The Kremlin launched an apparent crackdown on some of the country's powerful "oligarchs". Mr Abramovich, the billionaire who has just announced a deal to buy Chelsea Football Club, has not been implicated in the crackdown. He is the dominant shareholder in Sibneft, which is in the process of merging with Yukos.

Police in Moscow detained Platon Lebedev, the chairman of Yukos and a very high-profile businessman, on suspicion of embezzlement in a deal nine years ago. Last night Mikhail Khodorkovsky, the chief executive of Yukos and Russia's richest businessman, was ordered to appear at the General Prosecutor's office in connection with the investigation.

Analysts said the move was a big surprise, as Russia's President, Vladimir Putin, had in 2000 publicly drawn a line under the scandal of how fortunes were made in the country in privatisation deals in the 1990s. State assets were sold off on the cheap to favoured businessmen when Boris Yeltsin was in power.
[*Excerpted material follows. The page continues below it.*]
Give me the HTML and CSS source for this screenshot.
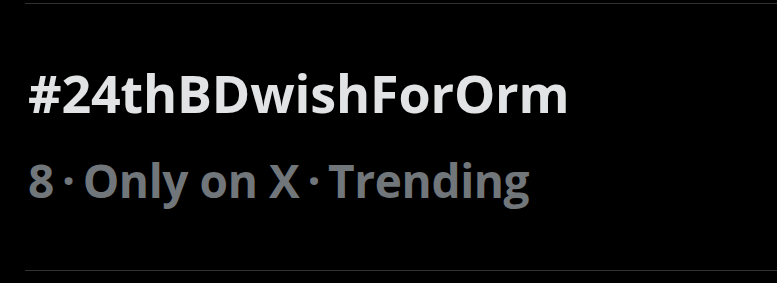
FILE: index.html
```html
<!DOCTYPE html>
<html lang="en">
<head>
    <meta charset="UTF-8">
    <meta name="viewport" content="width=device-width, initial-scale=1.0">
    <title>Trend</title>
    <link rel="stylesheet" href="styles.css">
</head>
<body>

    <!-- trend row -->
    <div class="trend">
        <div class="trend-name">#24thBDwishForOrm</div>
        <div class="trend-meta">8<span class="dot">·</span>Only on X<span class="dot">·</span>Trending</div>
    </div>

</body>
</html>
```

FILE: styles.css
```css
body {
    margin: 0;
    background-color: #000;
    font-family: "Open Sans", "Liberation Sans", sans-serif;
}
.trend {
    margin-top: 3px;
    margin-left: 25px;
    height: 268px;
    border-top: 1px solid #2f3336;
    border-bottom: 1px solid #2f3336;
    padding-left: 3px;
    box-sizing: border-box;
    padding-top: 57px;
}
.trend-name {
    color: #e1e3e4;
    font-weight: bold;
    font-size: 52px;
    line-height: 64px;
    letter-spacing: -0.15px;
}
.trend-meta {
    color: #71767b;
    font-weight: bold;
    font-size: 46px;
    line-height: 60px;
    margin-top: 25px;
    letter-spacing: -0.4px;
}
.dot {
    margin: 0 8px;
}
```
Stephen O'Sullivan, the head of research at United Financial Group in Moscow, said: "It's very odd that this pops up right now. It cannot be unrelated to the [forthcoming] elections. The Kremlin wants to show business leaders that it is in charge."

Mr O'Sullivan said he viewed the arrest as a warning to the oligarchs not to meddle in politics. Unlike Mr Yeltsin, President Putin has tried to keep his distance from the business elite. "The worry of investors will be that this is the beginning of an assault [on business]. I think it will be short-lived. It's a shot across their bows."

Mr Lebedev, 43, is under suspicion of embezzling 20 per cent of state-owned shares in a fertiliser company to the tune of some $280m (£168m), the prosecutor's office said.

Mr Khodorkovsky, worth an estimated $11bn, said the Yukos merger with its smaller rival Sibneft was going ahead as planned, even though Mr Lebedev was a driving force behind the deal.

"I have, of course, consulted my colleagues from Sibneft. But neither I, nor they, see any reason to stop the merger. Everything is on schedule," Mr Khodorkovsky said, adding that he had cancelled a planned trip to Britain.